MRI reporting tool could revolutionize prostate imaging

February 10, 2012
by Brendon Nafziger, DOTmed News Associate Editor
Imaging advocates say new reporting tools for MRI prostate scans could help make the modality more useful for men and possibly one day eliminate thousands of unnecessary prostate biopsies.

Currently, an international effort from radiologists is underway to standardize the reporting of MRI prostate scans in an effort to make the interpretation of scans more uniform. The results could make data-gathering for clinical studies easier and also ensure patients at last fully benefit from new MRI technologies that might transform the way prostate cancer cases are diagnosed, managed and biopsied, according to the initiative's backers.

"It's hard to get data across multiple institutions, hard to duplicate others' work," Dr. Jeffrey Weinreb, the American College of Radiology's representative in the initiative, told DOTmed News when we spoke about the current state of MRI prostate imaging. "It makes it difficult to use this clinically if everyone's using different reports and words."

The project, announced this week, is called Magnetic Resonance Prostate Imaging Reporting and Data System, or MR PI-RADS, and is modeled after a similar system that revolutionized breast imaging, the Breast Imaging Reporting and Data System, or BI-RADS, which began in the late 80s and standardized breast image reporting.

ACR said the new system, expected to be released next year, would be based on initial work done by one of its partners, the 22-year-old European Society of Urogenital Radiology.
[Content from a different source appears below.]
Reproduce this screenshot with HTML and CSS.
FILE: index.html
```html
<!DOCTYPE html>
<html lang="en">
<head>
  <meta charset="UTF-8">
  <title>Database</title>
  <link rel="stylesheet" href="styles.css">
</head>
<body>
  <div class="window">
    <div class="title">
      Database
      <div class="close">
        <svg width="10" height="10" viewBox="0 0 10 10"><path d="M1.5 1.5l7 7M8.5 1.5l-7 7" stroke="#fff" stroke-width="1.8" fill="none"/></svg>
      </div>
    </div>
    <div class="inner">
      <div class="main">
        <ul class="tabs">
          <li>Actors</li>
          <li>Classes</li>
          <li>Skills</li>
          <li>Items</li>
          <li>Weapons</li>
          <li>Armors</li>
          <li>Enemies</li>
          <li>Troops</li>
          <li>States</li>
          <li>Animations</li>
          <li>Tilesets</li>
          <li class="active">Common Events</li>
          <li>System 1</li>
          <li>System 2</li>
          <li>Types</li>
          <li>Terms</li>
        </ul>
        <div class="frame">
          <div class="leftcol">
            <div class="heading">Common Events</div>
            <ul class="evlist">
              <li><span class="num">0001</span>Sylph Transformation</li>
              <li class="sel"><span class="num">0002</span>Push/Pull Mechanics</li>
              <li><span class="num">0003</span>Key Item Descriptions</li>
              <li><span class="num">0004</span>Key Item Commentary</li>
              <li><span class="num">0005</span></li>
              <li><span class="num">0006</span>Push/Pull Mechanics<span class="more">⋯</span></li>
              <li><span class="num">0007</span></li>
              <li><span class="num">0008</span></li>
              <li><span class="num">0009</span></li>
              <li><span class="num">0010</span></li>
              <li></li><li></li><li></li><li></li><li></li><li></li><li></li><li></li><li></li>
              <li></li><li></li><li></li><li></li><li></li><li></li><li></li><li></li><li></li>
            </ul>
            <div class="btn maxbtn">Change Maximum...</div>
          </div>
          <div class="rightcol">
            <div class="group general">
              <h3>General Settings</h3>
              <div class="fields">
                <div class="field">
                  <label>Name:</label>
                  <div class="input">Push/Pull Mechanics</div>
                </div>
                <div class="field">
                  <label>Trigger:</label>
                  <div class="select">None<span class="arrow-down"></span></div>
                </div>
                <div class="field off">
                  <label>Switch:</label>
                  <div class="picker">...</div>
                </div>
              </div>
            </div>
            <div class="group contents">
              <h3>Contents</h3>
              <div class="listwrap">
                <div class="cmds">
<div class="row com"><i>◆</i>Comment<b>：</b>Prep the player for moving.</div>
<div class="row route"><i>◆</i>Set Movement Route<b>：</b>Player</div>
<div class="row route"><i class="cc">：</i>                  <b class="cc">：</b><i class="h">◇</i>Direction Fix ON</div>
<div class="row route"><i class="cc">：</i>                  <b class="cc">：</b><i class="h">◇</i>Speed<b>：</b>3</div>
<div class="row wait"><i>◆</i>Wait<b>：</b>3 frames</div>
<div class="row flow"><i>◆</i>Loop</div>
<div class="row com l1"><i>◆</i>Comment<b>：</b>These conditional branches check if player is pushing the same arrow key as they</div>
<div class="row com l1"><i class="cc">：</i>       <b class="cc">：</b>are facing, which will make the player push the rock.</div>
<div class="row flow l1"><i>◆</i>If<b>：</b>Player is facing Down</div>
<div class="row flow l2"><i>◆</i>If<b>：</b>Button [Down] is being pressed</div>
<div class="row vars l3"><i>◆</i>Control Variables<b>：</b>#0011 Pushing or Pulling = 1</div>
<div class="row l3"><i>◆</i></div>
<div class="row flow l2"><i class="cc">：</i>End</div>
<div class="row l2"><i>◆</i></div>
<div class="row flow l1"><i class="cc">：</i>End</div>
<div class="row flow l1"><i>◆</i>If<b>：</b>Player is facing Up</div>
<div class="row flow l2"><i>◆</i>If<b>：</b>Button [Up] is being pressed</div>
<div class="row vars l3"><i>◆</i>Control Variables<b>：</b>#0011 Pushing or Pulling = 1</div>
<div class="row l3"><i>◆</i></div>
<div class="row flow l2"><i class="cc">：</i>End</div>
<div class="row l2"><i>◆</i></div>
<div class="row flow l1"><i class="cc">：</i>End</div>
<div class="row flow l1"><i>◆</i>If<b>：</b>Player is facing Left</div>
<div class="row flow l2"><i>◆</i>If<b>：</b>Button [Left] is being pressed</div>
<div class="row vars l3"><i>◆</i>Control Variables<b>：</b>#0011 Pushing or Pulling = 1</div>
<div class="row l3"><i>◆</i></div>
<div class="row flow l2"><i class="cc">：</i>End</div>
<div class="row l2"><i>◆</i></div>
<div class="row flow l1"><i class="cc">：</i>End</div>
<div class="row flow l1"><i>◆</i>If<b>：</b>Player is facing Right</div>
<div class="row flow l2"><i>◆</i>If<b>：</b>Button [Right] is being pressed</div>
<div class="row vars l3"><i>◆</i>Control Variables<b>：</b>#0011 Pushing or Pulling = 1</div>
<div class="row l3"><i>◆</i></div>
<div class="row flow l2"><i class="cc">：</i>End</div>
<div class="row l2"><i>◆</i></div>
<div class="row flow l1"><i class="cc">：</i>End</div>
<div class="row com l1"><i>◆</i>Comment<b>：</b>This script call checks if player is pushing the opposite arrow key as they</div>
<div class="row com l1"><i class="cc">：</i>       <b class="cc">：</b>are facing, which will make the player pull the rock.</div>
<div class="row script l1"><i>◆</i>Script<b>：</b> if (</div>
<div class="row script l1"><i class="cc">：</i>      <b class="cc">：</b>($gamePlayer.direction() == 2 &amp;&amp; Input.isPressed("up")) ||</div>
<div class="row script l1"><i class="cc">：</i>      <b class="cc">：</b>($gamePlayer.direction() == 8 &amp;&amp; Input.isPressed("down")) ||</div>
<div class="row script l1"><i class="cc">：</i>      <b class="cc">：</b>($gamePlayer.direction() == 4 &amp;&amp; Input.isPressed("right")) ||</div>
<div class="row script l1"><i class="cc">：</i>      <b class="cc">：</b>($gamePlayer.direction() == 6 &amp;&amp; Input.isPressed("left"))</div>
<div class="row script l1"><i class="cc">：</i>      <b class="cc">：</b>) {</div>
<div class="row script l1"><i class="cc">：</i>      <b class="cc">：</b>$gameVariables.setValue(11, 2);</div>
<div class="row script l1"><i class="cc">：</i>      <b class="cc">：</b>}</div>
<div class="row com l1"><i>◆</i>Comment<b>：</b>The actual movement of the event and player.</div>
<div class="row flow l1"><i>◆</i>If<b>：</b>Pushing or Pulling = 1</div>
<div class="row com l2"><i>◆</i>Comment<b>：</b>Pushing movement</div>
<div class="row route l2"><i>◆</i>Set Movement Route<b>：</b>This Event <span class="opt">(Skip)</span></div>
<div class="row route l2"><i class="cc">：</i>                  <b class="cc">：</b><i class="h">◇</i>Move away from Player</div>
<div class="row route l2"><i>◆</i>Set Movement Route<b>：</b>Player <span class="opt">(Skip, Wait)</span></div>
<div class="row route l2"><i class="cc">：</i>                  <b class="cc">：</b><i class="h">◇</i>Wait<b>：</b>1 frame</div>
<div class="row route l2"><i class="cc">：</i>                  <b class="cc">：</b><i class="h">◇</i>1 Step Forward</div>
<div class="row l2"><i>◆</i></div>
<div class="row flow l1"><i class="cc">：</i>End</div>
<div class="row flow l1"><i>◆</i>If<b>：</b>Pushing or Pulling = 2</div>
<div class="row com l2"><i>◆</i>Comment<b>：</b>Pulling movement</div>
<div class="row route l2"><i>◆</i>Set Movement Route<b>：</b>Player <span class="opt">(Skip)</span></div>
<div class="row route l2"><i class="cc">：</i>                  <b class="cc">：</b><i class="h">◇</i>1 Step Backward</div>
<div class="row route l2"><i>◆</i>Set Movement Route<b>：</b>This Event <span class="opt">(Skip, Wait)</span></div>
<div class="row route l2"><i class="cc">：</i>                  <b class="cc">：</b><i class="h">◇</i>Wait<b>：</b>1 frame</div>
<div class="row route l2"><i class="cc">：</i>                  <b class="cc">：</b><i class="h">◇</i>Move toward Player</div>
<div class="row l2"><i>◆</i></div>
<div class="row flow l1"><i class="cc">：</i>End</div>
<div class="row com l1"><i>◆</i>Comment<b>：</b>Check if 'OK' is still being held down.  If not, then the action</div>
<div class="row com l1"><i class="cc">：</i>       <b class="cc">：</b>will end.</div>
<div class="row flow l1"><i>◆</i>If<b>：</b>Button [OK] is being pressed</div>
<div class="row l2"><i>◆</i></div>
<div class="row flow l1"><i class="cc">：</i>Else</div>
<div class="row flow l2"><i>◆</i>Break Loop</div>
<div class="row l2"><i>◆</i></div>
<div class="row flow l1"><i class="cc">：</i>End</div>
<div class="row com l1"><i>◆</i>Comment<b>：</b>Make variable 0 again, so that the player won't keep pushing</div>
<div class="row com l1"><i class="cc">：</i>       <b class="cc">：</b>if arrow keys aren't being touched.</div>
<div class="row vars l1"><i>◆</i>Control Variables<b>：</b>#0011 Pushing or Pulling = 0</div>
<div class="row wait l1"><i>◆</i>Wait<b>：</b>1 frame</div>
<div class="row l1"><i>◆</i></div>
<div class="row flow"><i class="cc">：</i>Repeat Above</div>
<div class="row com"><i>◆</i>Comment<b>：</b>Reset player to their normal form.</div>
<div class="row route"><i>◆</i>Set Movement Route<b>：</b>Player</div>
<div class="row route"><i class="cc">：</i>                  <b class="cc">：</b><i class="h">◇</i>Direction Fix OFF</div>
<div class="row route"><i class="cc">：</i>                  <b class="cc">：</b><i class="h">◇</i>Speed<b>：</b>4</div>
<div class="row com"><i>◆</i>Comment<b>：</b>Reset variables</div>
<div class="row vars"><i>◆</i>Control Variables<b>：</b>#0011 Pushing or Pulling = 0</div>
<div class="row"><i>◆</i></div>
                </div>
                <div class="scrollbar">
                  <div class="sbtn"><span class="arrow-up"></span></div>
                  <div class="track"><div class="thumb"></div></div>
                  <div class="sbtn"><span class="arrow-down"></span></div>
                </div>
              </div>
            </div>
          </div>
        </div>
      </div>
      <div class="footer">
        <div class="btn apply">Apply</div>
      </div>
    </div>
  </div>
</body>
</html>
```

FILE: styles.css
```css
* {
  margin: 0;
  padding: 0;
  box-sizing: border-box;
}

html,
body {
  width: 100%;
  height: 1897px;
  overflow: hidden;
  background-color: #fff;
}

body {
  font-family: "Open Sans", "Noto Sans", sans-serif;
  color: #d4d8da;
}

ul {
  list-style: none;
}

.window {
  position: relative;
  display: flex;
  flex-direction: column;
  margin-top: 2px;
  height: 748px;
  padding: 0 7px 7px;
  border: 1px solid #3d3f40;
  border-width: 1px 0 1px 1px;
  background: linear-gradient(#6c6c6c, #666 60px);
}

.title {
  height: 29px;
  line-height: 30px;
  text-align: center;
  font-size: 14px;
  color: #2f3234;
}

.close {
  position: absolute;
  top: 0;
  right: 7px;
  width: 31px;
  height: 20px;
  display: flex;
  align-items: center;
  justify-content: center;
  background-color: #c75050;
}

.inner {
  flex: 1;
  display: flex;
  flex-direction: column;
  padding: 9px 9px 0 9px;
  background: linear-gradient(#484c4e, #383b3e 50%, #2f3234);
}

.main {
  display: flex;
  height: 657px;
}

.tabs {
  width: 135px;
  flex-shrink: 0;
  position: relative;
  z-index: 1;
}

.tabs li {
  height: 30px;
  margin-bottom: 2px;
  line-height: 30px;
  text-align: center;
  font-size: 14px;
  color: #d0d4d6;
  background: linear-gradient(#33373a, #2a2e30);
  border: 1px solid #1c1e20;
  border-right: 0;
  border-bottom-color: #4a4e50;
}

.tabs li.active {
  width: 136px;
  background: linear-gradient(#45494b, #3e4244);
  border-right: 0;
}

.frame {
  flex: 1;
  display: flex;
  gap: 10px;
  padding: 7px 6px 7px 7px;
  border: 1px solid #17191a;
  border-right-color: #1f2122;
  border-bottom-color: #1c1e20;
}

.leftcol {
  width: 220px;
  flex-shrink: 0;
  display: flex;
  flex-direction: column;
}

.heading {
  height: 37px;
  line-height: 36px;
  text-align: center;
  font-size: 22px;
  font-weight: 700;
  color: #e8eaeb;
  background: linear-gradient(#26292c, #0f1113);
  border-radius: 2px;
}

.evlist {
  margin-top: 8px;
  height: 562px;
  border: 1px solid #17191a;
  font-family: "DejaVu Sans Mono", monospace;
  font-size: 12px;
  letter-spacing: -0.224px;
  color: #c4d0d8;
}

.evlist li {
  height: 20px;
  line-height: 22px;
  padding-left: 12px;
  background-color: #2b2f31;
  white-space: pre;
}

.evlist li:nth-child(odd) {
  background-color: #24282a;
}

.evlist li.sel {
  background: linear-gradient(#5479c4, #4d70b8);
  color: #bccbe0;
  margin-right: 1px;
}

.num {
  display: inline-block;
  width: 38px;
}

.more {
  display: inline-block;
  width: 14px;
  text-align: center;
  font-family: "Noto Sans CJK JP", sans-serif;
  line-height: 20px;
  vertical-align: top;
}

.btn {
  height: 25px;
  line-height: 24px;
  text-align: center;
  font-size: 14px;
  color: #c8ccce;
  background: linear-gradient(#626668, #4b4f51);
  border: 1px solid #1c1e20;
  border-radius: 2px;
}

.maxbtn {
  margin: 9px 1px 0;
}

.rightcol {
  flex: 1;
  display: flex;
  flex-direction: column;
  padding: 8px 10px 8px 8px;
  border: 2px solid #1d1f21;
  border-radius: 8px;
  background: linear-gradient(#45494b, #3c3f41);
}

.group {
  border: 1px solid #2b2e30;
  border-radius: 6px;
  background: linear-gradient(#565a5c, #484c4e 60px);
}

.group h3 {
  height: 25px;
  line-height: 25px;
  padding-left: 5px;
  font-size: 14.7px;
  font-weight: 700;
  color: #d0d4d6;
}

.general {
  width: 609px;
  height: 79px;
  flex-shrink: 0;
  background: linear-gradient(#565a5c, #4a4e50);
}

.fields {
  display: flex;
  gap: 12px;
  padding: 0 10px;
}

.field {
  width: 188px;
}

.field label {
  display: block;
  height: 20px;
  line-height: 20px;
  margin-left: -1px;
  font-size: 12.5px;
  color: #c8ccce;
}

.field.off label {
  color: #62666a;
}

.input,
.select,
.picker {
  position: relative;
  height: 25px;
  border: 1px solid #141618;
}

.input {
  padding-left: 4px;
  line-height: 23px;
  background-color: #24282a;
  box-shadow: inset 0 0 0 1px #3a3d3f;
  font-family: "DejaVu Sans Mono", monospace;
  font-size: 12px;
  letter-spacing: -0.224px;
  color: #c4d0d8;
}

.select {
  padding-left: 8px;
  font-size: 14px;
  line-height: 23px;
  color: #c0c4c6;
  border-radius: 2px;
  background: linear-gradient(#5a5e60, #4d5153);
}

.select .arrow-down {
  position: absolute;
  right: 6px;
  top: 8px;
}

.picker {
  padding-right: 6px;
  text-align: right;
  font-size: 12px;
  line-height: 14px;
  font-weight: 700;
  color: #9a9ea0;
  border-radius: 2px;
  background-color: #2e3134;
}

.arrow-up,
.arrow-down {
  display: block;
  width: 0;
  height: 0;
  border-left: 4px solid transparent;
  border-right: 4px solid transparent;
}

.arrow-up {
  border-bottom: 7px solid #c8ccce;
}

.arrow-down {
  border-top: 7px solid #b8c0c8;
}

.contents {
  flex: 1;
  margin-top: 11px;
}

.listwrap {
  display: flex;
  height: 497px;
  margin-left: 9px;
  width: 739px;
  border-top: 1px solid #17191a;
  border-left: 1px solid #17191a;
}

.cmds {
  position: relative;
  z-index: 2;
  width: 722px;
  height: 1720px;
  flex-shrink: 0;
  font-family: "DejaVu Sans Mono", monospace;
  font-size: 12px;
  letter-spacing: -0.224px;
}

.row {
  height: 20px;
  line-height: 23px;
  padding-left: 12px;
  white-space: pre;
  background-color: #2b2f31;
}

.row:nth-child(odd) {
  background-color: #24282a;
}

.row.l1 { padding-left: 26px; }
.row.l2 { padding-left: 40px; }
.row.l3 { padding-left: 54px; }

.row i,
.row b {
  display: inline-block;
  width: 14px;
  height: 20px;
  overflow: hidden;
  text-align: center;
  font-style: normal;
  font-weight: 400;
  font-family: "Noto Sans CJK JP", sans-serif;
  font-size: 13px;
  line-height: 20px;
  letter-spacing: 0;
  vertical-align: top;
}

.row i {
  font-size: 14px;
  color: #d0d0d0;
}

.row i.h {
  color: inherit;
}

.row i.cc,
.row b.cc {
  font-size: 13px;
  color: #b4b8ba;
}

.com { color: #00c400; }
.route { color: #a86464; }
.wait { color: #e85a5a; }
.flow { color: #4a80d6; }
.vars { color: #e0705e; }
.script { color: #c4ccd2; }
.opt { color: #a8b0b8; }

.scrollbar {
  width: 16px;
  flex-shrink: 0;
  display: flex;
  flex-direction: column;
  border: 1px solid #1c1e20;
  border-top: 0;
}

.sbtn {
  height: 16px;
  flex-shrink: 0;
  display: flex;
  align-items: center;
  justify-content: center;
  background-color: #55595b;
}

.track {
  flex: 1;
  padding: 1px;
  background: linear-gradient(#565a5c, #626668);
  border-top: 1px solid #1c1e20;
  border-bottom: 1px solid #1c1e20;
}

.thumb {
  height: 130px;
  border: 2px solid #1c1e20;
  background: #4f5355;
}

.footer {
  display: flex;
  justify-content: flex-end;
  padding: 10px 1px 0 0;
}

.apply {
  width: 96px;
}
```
Also involved is AdMeTech Foundation, a Boston-based nonprofit that has run a campaign to promote imaging for prostate cancer, called "Where is our Manogram?"

Reporting for duty

The importance of developing standards is that MRI has advanced to the point where it can start to make a bigger difference in prostate patients' lives, the project's founders said.

Technological advances over the past few decades mean doctors now have a well-stocked arsenal with which to detect prostate cancer and possibly even gauge its aggressiveness, with techniques such as diffusion-weighted imaging, which checks cellular density (cancer's dense), in vivo MR spectroscopy, which can measure cell membrane turnover (cancer has lots of turnover), and dynamic contrast-enhanced scans, which give information on vascularity (cancer is very vascular).

"Keep in mind the prostate is about the size of a walnut, and we're trying to look for little tiny things in the prostate," Weinreb said about the technological challenges involved.

Right biopsy, right time

And although the work is in the early stages, the initiative's backers appear to believe MRI's usefulness will largely lie in a few areas: ensuring patients are only biopsied when needed, ending the practice of so-called "blind" biopsies, and increasing the confidence of urologists that "indolent" cancers are indeed indolent, and can thus be managed with a watch-and-wait approach.

"MR PI-RADS will be structured in a fashion similar to BI-RADS...and thus are expected to make as radical an impact on prostate cancer care diagnosis and treatment as BI-RADS have done for breast cancer care," AdMeTech's president Dr. Faina Shtern told DOTmed News by e-mail. "What it means in practical terms: We will be able identify lesions with 'low level of suspicion' so that instead of doing biopsy on almost every man with abnormal [prostate-specific antigens levels], we will be able to determine if biopsy is needed to begin with."

The MR PI-RADS backers believe all this could have cost savings. According to AdMeTech, almost 1 million men get unnecessary biopsies for prostate cancer every year, costing the health system nearly $2 billion. But MRI prostate scans, which at $700 to $1,000 cost half the amount of a typical biopsy, could ensure fewer men get the unnecessary procedures.

What's more, the biopsies that are done could be more accurate. Biopsies guided by MRI could help doctors target specific, suspicious lesions. Current biopsies, usually conducted with ultrasound, mean doctors are often flying "blind," the project's backers say.

"Since we can see the cancers not just outside of the prostate but inside the prostate, we can use MRI for things like guiding biopsies. So that instead of hopefully hitting the cancers, we'll direct the biopsy to the lesion that's most suspicious," Weinreb said. "There's really no other part of the body where you do random biopsies."